§ SET PROBLEM:
Without the pictures, reproduce the records that follow exactly.

━━━━━━━━

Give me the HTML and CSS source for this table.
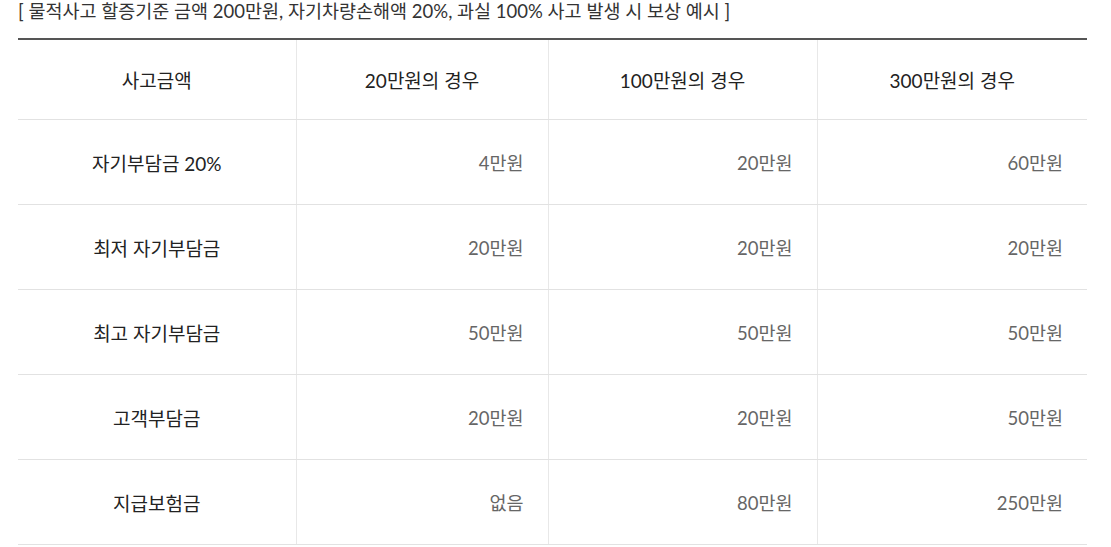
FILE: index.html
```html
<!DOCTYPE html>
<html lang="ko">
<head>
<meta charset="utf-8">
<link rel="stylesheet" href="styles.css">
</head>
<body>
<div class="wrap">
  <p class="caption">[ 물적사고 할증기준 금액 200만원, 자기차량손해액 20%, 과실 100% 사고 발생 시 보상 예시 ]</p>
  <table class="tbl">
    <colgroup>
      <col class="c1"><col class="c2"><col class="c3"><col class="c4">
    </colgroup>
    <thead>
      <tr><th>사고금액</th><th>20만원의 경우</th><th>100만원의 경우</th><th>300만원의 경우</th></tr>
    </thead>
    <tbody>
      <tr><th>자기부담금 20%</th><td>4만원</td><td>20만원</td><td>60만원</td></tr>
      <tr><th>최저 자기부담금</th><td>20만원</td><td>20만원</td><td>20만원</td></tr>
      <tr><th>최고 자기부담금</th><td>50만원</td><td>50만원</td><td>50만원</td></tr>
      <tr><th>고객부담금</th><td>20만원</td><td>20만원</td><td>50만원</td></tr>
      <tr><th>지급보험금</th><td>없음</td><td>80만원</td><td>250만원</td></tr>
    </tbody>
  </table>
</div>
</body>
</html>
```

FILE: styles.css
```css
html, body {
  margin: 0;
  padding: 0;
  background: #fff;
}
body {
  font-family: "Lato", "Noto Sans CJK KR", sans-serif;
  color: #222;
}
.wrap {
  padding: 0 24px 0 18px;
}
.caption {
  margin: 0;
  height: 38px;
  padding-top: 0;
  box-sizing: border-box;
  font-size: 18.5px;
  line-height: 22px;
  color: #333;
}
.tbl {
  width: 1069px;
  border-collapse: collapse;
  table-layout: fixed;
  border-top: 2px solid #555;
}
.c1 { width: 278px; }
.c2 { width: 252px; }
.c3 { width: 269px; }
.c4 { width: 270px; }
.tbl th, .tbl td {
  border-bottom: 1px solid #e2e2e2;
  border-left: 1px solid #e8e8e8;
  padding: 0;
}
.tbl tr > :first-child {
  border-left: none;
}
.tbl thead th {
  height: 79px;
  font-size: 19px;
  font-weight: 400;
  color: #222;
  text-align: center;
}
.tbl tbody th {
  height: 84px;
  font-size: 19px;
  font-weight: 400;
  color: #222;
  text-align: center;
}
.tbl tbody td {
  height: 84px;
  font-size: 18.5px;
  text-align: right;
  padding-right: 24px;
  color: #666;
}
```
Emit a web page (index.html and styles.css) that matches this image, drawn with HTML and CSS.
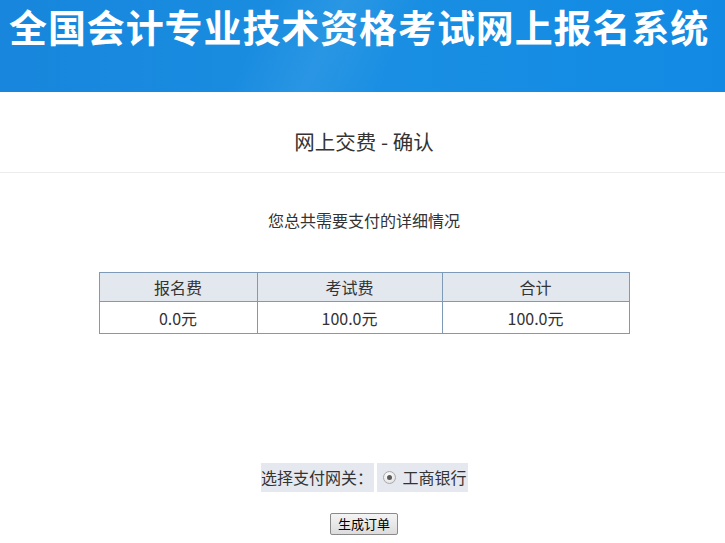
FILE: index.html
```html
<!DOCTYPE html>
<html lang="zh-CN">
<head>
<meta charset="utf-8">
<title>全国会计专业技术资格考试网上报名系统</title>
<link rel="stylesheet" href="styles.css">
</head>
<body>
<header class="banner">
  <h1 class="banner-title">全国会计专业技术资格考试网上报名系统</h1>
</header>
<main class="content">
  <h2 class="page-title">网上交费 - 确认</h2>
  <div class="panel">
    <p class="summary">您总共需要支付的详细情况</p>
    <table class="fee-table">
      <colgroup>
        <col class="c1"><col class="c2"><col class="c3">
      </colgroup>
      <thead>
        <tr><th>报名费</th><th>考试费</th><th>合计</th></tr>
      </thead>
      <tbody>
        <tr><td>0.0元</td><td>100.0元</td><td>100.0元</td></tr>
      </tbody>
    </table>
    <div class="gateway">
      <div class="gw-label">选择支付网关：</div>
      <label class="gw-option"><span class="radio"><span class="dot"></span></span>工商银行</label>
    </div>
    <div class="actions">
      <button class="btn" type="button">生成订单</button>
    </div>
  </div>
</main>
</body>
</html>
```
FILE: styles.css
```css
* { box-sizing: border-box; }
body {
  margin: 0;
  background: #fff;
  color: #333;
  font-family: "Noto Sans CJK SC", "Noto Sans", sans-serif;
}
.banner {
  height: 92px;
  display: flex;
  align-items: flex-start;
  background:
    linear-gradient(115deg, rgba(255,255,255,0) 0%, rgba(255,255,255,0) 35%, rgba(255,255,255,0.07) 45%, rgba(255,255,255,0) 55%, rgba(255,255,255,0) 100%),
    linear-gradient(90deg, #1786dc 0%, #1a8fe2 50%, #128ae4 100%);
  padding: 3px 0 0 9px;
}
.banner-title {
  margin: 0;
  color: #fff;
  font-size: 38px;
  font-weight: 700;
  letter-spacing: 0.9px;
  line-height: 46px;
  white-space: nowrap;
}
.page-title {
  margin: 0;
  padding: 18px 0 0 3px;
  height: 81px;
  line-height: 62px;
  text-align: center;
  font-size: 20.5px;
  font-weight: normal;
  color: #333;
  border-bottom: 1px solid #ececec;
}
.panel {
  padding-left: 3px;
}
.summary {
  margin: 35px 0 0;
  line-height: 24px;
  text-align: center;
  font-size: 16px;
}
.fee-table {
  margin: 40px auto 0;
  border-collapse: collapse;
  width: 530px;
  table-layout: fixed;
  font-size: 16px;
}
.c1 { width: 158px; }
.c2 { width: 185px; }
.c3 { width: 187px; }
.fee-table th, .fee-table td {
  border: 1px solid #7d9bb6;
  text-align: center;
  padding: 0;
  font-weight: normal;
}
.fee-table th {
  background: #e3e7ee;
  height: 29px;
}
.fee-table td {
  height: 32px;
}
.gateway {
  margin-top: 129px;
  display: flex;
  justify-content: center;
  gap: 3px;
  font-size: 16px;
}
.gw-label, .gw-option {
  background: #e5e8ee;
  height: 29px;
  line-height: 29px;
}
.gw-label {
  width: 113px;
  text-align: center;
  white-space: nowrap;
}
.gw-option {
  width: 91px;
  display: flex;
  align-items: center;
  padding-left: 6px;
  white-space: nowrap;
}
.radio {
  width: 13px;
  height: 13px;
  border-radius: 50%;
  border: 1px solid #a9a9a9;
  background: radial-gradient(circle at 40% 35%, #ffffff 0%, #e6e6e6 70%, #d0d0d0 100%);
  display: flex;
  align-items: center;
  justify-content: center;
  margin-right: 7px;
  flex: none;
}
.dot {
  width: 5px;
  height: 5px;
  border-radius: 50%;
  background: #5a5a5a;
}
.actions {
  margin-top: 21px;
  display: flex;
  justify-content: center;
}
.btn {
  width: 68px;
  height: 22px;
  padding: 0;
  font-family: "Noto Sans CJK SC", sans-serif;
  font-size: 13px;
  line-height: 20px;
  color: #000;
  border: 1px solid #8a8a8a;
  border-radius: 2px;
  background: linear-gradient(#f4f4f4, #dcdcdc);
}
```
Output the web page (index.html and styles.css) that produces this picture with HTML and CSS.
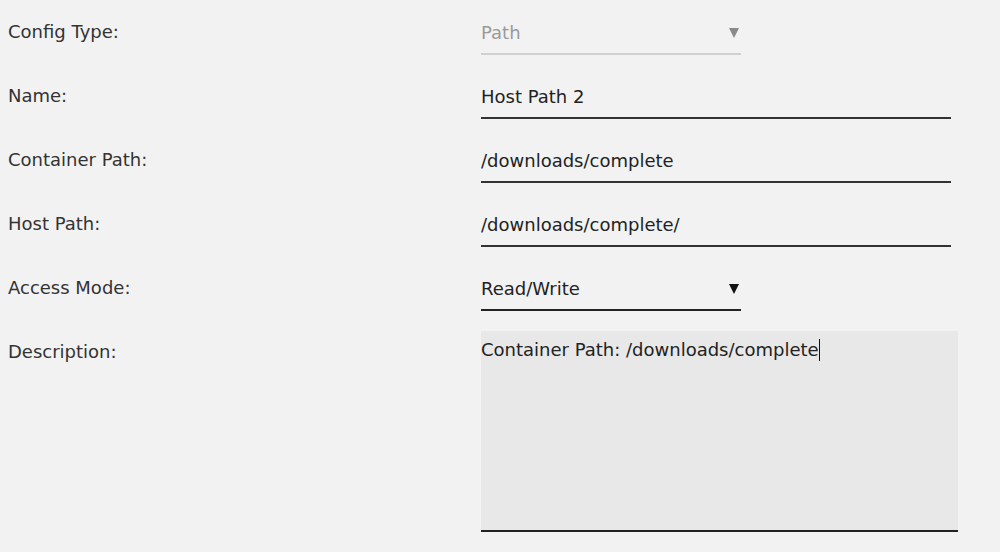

━━━━━━━━

§ SOLUTION FOR THIS EXERCISE:
Give me the HTML and CSS source for this table.
FILE: index.html
```html
<!DOCTYPE html>
<html lang="ko">
<head>
<meta charset="utf-8">
<link rel="stylesheet" href="styles.css">
</head>
<body>
<div class="wrap">
  <p class="caption">[ 물적사고 할증기준 금액 200만원, 자기차량손해액 20%, 과실 100% 사고 발생 시 보상 예시 ]</p>
  <table class="tbl">
    <colgroup>
      <col class="c1"><col class="c2"><col class="c3"><col class="c4">
    </colgroup>
    <thead>
      <tr><th>사고금액</th><th>20만원의 경우</th><th>100만원의 경우</th><th>300만원의 경우</th></tr>
    </thead>
    <tbody>
      <tr><th>자기부담금 20%</th><td>4만원</td><td>20만원</td><td>60만원</td></tr>
      <tr><th>최저 자기부담금</th><td>20만원</td><td>20만원</td><td>20만원</td></tr>
      <tr><th>최고 자기부담금</th><td>50만원</td><td>50만원</td><td>50만원</td></tr>
      <tr><th>고객부담금</th><td>20만원</td><td>20만원</td><td>50만원</td></tr>
      <tr><th>지급보험금</th><td>없음</td><td>80만원</td><td>250만원</td></tr>
    </tbody>
  </table>
</div>
</body>
</html>
```

FILE: styles.css
```css
html, body {
  margin: 0;
  padding: 0;
  background: #fff;
}
body {
  font-family: "Lato", "Noto Sans CJK KR", sans-serif;
  color: #222;
}
.wrap {
  padding: 0 24px 0 18px;
}
.caption {
  margin: 0;
  height: 38px;
  padding-top: 0;
  box-sizing: border-box;
  font-size: 18.5px;
  line-height: 22px;
  color: #333;
}
.tbl {
  width: 1069px;
  border-collapse: collapse;
  table-layout: fixed;
  border-top: 2px solid #555;
}
.c1 { width: 278px; }
.c2 { width: 252px; }
.c3 { width: 269px; }
.c4 { width: 270px; }
.tbl th, .tbl td {
  border-bottom: 1px solid #e2e2e2;
  border-left: 1px solid #e8e8e8;
  padding: 0;
}
.tbl tr > :first-child {
  border-left: none;
}
.tbl thead th {
  height: 79px;
  font-size: 19px;
  font-weight: 400;
  color: #222;
  text-align: center;
}
.tbl tbody th {
  height: 84px;
  font-size: 19px;
  font-weight: 400;
  color: #222;
  text-align: center;
}
.tbl tbody td {
  height: 84px;
  font-size: 18.5px;
  text-align: right;
  padding-right: 24px;
  color: #666;
}
```
Emit a web page (index.html and styles.css) that matches this image, drawn with HTML and CSS.
FILE: index.html
```html
<!DOCTYPE html>
<html lang="zh-CN">
<head>
<meta charset="utf-8">
<title>全国会计专业技术资格考试网上报名系统</title>
<link rel="stylesheet" href="styles.css">
</head>
<body>
<header class="banner">
  <h1 class="banner-title">全国会计专业技术资格考试网上报名系统</h1>
</header>
<main class="content">
  <h2 class="page-title">网上交费 - 确认</h2>
  <div class="panel">
    <p class="summary">您总共需要支付的详细情况</p>
    <table class="fee-table">
      <colgroup>
        <col class="c1"><col class="c2"><col class="c3">
      </colgroup>
      <thead>
        <tr><th>报名费</th><th>考试费</th><th>合计</th></tr>
      </thead>
      <tbody>
        <tr><td>0.0元</td><td>100.0元</td><td>100.0元</td></tr>
      </tbody>
    </table>
    <div class="gateway">
      <div class="gw-label">选择支付网关：</div>
      <label class="gw-option"><span class="radio"><span class="dot"></span></span>工商银行</label>
    </div>
    <div class="actions">
      <button class="btn" type="button">生成订单</button>
    </div>
  </div>
</main>
</body>
</html>
```
FILE: styles.css
```css
* { box-sizing: border-box; }
body {
  margin: 0;
  background: #fff;
  color: #333;
  font-family: "Noto Sans CJK SC", "Noto Sans", sans-serif;
}
.banner {
  height: 92px;
  display: flex;
  align-items: flex-start;
  background:
    linear-gradient(115deg, rgba(255,255,255,0) 0%, rgba(255,255,255,0) 35%, rgba(255,255,255,0.07) 45%, rgba(255,255,255,0) 55%, rgba(255,255,255,0) 100%),
    linear-gradient(90deg, #1786dc 0%, #1a8fe2 50%, #128ae4 100%);
  padding: 3px 0 0 9px;
}
.banner-title {
  margin: 0;
  color: #fff;
  font-size: 38px;
  font-weight: 700;
  letter-spacing: 0.9px;
  line-height: 46px;
  white-space: nowrap;
}
.page-title {
  margin: 0;
  padding: 18px 0 0 3px;
  height: 81px;
  line-height: 62px;
  text-align: center;
  font-size: 20.5px;
  font-weight: normal;
  color: #333;
  border-bottom: 1px solid #ececec;
}
.panel {
  padding-left: 3px;
}
.summary {
  margin: 35px 0 0;
  line-height: 24px;
  text-align: center;
  font-size: 16px;
}
.fee-table {
  margin: 40px auto 0;
  border-collapse: collapse;
  width: 530px;
  table-layout: fixed;
  font-size: 16px;
}
.c1 { width: 158px; }
.c2 { width: 185px; }
.c3 { width: 187px; }
.fee-table th, .fee-table td {
  border: 1px solid #7d9bb6;
  text-align: center;
  padding: 0;
  font-weight: normal;
}
.fee-table th {
  background: #e3e7ee;
  height: 29px;
}
.fee-table td {
  height: 32px;
}
.gateway {
  margin-top: 129px;
  display: flex;
  justify-content: center;
  gap: 3px;
  font-size: 16px;
}
.gw-label, .gw-option {
  background: #e5e8ee;
  height: 29px;
  line-height: 29px;
}
.gw-label {
  width: 113px;
  text-align: center;
  white-space: nowrap;
}
.gw-option {
  width: 91px;
  display: flex;
  align-items: center;
  padding-left: 6px;
  white-space: nowrap;
}
.radio {
  width: 13px;
  height: 13px;
  border-radius: 50%;
  border: 1px solid #a9a9a9;
  background: radial-gradient(circle at 40% 35%, #ffffff 0%, #e6e6e6 70%, #d0d0d0 100%);
  display: flex;
  align-items: center;
  justify-content: center;
  margin-right: 7px;
  flex: none;
}
.dot {
  width: 5px;
  height: 5px;
  border-radius: 50%;
  background: #5a5a5a;
}
.actions {
  margin-top: 21px;
  display: flex;
  justify-content: center;
}
.btn {
  width: 68px;
  height: 22px;
  padding: 0;
  font-family: "Noto Sans CJK SC", sans-serif;
  font-size: 13px;
  line-height: 20px;
  color: #000;
  border: 1px solid #8a8a8a;
  border-radius: 2px;
  background: linear-gradient(#f4f4f4, #dcdcdc);
}
```
Output the web page (index.html and styles.css) that produces this picture with HTML and CSS.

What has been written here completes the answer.